© Ellen Barone. A Day at the Races, Island of Tobago, Caribbean
The Kentucky Derby it most definitely was not. The steel bands were a clue. Another hint, for the unsure, is that there wasn’t a horse in sight. Nevertheless the race day at Buccoo on the Island of Tobago is one of the great social events in the Island calendar. What they race here are goats.
The quality of goats is important on an island that depends on the creatures for milk, cheese and meat. Seventy-eight years ago an eccentric Englishman hit on the idea of not just exhibiting them to show their beauty (whatever turns you on, some might say) but actually racing them to prove their stamina.
And so an annual tradition was born. That’s the way in Tobago — any excuse for a party. It’s the most colorful spectacular; silk shirted “jockeys” sprinting barefoot behind their roped animals (some barely hanging on) sprinting down a ragged grass racetrack.

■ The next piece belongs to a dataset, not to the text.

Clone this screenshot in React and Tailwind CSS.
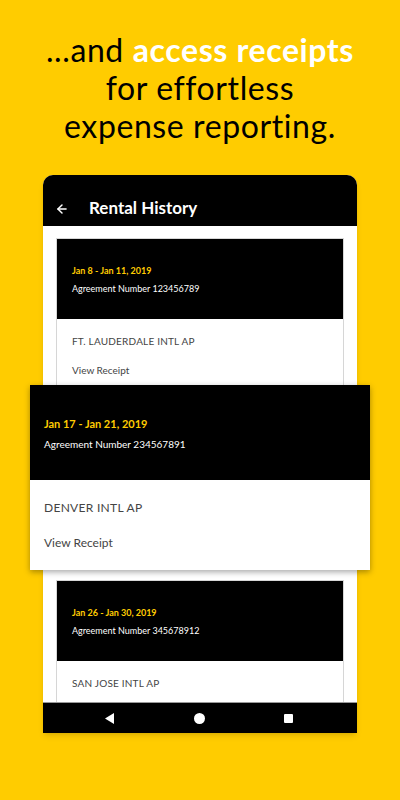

Always held on the Tuesday following Easter Day, when the island is already teeming with visiting Trini’s (as residents of neighboring Trinidad are called), it is the social highlight of the year. From noon to the wee hours of the Monday morning revelers turn the usually sleepy village of Buccoo into one big music-blaring street party.
Colorfully painted vendors’ stalls lined the town’s main street selling food, drink, handicrafts, games of chance and Bob Marley T- shirts. Picture a reggae-style country fair. One popular stand had hungry islanders queuing up to buy deep-fried chicken legs. No Macdonald’s processed meat here. This was the real McCoy.
Good old-fashioned fun, the Buccoo goat races provided just the kind of quirky homespun event that I adore. Kids (and sometimes a stray goat or two) ran freely with an abandon seen less and less in today’s world; islanders greeted each other with an envious familiarity and ease; and despite the throngs of people there wasn’t even a hint of any underlying unfriendliness or violence.
But a visit to Tobago, with or without the goat races, promises a peaceful and friendly vacation experience. Situated at the bottom of the chain of Caribbean isles about 20 miles northeast of Venezuela and 10 degrees north of the equator, Tobago’s remote setting has helped to preserve its natural beauty and laid-back way of life. Only about 175,000 tourists visit in a typical year, compared with the million or so that throng the beaches of Jamaica or Puerto Rico.
Dwarfed in size and population by Trinidad, its more industrialized sister island, Tobago’s 26-mile length and eight-mile width is conveniently sized. A drive around the circumference at an “island-time” pace - stopping in a village for a leisurely lunch or taking a swim in its inviting warm waters – can easily take a full day.
Your time on Tobago can be as hectic (although everything is comparative) or low-key as you wish. The snorkeling and diving at the reef just off the island is some of the best in the Caribbean; there’s virgin rainforest to explore, bird watching sanctuaries, long stretches of white sand beaches to comb or calypso clubs and beach-shack bars where you can dance the night away.
Without doubt a visit to Tobago will soothe the soul no matter when you visit, but if you’re looking for one of the best parties in the Caribbean mark your 2009 calendars now and join the cheering ranks of the 84th Annual Boccoo Goat Races.